-- EXERCISE REQUIREMENTS --
Make an exact copy of all the material below, apart from the pictures.

** start GIVEN MATERIAL **

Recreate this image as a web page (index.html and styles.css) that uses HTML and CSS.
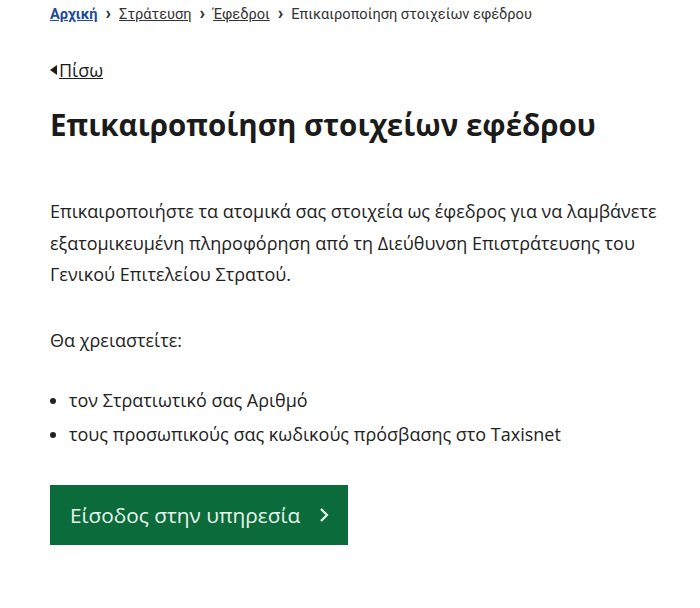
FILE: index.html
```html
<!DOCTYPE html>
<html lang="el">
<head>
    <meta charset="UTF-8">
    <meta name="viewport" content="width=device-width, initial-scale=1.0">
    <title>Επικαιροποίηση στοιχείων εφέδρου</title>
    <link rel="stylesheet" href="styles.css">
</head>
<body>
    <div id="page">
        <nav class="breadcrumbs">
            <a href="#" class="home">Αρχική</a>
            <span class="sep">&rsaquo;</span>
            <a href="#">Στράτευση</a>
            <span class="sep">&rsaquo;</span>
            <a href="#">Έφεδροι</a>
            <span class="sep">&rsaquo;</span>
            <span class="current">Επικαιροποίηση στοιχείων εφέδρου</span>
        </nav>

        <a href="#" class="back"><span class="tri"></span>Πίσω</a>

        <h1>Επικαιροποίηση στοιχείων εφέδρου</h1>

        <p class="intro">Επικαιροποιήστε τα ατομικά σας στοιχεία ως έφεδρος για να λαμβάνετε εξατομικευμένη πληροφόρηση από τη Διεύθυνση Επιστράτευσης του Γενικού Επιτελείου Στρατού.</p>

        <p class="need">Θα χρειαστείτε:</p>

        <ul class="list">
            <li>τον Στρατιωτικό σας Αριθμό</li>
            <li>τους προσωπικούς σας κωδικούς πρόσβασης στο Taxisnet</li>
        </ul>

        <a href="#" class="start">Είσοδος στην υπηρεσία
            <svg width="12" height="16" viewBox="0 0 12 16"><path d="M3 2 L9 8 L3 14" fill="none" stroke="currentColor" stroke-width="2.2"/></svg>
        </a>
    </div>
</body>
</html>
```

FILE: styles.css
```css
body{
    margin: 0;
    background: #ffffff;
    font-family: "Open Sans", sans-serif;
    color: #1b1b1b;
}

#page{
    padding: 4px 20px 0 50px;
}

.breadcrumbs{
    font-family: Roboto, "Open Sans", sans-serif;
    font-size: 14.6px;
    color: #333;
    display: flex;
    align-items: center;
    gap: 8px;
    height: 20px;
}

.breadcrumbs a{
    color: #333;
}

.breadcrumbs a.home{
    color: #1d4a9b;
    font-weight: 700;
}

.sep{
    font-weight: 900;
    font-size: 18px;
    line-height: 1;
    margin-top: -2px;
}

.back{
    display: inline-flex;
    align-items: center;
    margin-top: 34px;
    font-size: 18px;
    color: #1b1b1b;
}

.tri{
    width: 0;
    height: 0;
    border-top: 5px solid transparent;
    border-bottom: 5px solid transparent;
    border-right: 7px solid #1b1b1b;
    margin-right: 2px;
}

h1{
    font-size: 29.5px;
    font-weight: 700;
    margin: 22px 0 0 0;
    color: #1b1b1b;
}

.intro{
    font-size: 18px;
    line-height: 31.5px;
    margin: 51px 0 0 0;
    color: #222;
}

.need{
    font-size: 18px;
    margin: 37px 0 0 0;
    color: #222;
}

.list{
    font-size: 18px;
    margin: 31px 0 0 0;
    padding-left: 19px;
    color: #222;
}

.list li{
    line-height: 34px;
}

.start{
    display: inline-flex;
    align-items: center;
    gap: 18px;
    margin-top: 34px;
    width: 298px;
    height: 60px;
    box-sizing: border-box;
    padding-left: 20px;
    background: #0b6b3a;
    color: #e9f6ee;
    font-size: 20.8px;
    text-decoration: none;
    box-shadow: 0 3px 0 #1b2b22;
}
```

** end GIVEN MATERIAL **

-- CORRECT ANSWER --
Recreate this image as a web page (index.html and styles.css) that uses HTML and CSS.
FILE: index.html
```html
<!DOCTYPE html>
<html lang="el">
<head>
    <meta charset="UTF-8">
    <meta name="viewport" content="width=device-width, initial-scale=1.0">
    <title>Επικαιροποίηση στοιχείων εφέδρου</title>
    <link rel="stylesheet" href="styles.css">
</head>
<body>
    <div id="page">
        <nav class="breadcrumbs">
            <a href="#" class="home">Αρχική</a>
            <span class="sep">&rsaquo;</span>
            <a href="#">Στράτευση</a>
            <span class="sep">&rsaquo;</span>
            <a href="#">Έφεδροι</a>
            <span class="sep">&rsaquo;</span>
            <span class="current">Επικαιροποίηση στοιχείων εφέδρου</span>
        </nav>

        <a href="#" class="back"><span class="tri"></span>Πίσω</a>

        <h1>Επικαιροποίηση στοιχείων εφέδρου</h1>

        <p class="intro">Επικαιροποιήστε τα ατομικά σας στοιχεία ως έφεδρος για να λαμβάνετε εξατομικευμένη πληροφόρηση από τη Διεύθυνση Επιστράτευσης του Γενικού Επιτελείου Στρατού.</p>

        <p class="need">Θα χρειαστείτε:</p>

        <ul class="list">
            <li>τον Στρατιωτικό σας Αριθμό</li>
            <li>τους προσωπικούς σας κωδικούς πρόσβασης στο Taxisnet</li>
        </ul>

        <a href="#" class="start">Είσοδος στην υπηρεσία
            <svg width="12" height="16" viewBox="0 0 12 16"><path d="M3 2 L9 8 L3 14" fill="none" stroke="currentColor" stroke-width="2.2"/></svg>
        </a>
    </div>
</body>
</html>
```

FILE: styles.css
```css
body{
    margin: 0;
    background: #ffffff;
    font-family: "Open Sans", sans-serif;
    color: #1b1b1b;
}

#page{
    padding: 4px 20px 0 50px;
}

.breadcrumbs{
    font-family: Roboto, "Open Sans", sans-serif;
    font-size: 14.6px;
    color: #333;
    display: flex;
    align-items: center;
    gap: 8px;
    height: 20px;
}

.breadcrumbs a{
    color: #333;
}

.breadcrumbs a.home{
    color: #1d4a9b;
    font-weight: 700;
}

.sep{
    font-weight: 900;
    font-size: 18px;
    line-height: 1;
    margin-top: -2px;
}

.back{
    display: inline-flex;
    align-items: center;
    margin-top: 34px;
    font-size: 18px;
    color: #1b1b1b;
}

.tri{
    width: 0;
    height: 0;
    border-top: 5px solid transparent;
    border-bottom: 5px solid transparent;
    border-right: 7px solid #1b1b1b;
    margin-right: 2px;
}

h1{
    font-size: 29.5px;
    font-weight: 700;
    margin: 22px 0 0 0;
    color: #1b1b1b;
}

.intro{
    font-size: 18px;
    line-height: 31.5px;
    margin: 51px 0 0 0;
    color: #222;
}

.need{
    font-size: 18px;
    margin: 37px 0 0 0;
    color: #222;
}

.list{
    font-size: 18px;
    margin: 31px 0 0 0;
    padding-left: 19px;
    color: #222;
}

.list li{
    line-height: 34px;
}

.start{
    display: inline-flex;
    align-items: center;
    gap: 18px;
    margin-top: 34px;
    width: 298px;
    height: 60px;
    box-sizing: border-box;
    padding-left: 20px;
    background: #0b6b3a;
    color: #e9f6ee;
    font-size: 20.8px;
    text-decoration: none;
    box-shadow: 0 3px 0 #1b2b22;
}
```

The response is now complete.